Incident Report for balena.io

Postmortem

What Happened

On January 28, our API experienced degraded performance due to a cascading pod failure triggered by infrastructure inconsistency.

Root Cause

We unexpectedly had one node running on an older generation CPU, which caused uneven load distribution. When that node's pod failed a health check under normal traffic spikes, it triggered a cascading failure across other pods (a "thundering herd" effect).

Resolution

We resolved the incident by:

  • Scaling up the number of API pods to restore capacity during recovery
  • Removing the infrastructure inconsistency that caused the initial failure
  • Adjusting health check configurations to prevent similar cascading failures

We apologize for any disruption this caused and appreciate your patience as we continue improving our platform's resilience.
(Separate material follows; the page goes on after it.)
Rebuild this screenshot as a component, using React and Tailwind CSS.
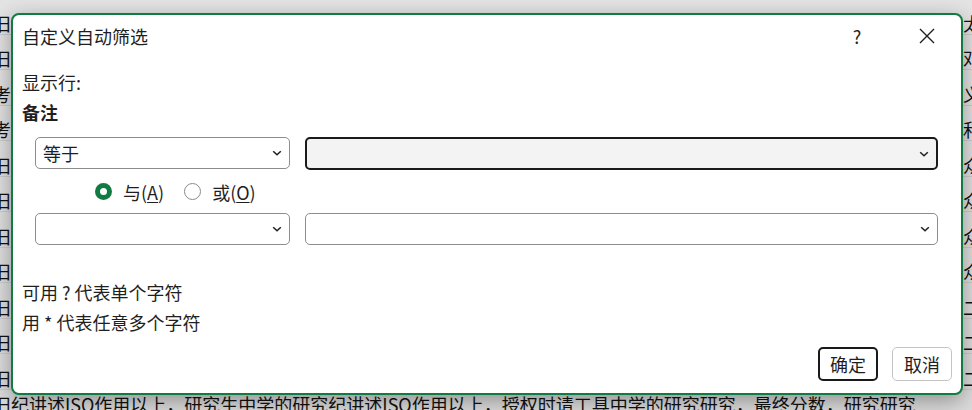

Posted Jan 29, 2026 - 21:49 UTC

Resolved

This incident has been resolved.
Posted Jan 28, 2026 - 22:06 UTC

Monitoring

A fix has been implemented and we are monitoring the results.
Posted Jan 28, 2026 - 20:08 UTC

Identified

The issue has been identified and a fix is being implemented.
Posted Jan 28, 2026 - 19:45 UTC

Investigating

We're experiencing an elevated level of API errors and are currently looking into the issue.
Posted Jan 28, 2026 - 18:54 UTC
This incident affected: API and Application Builder.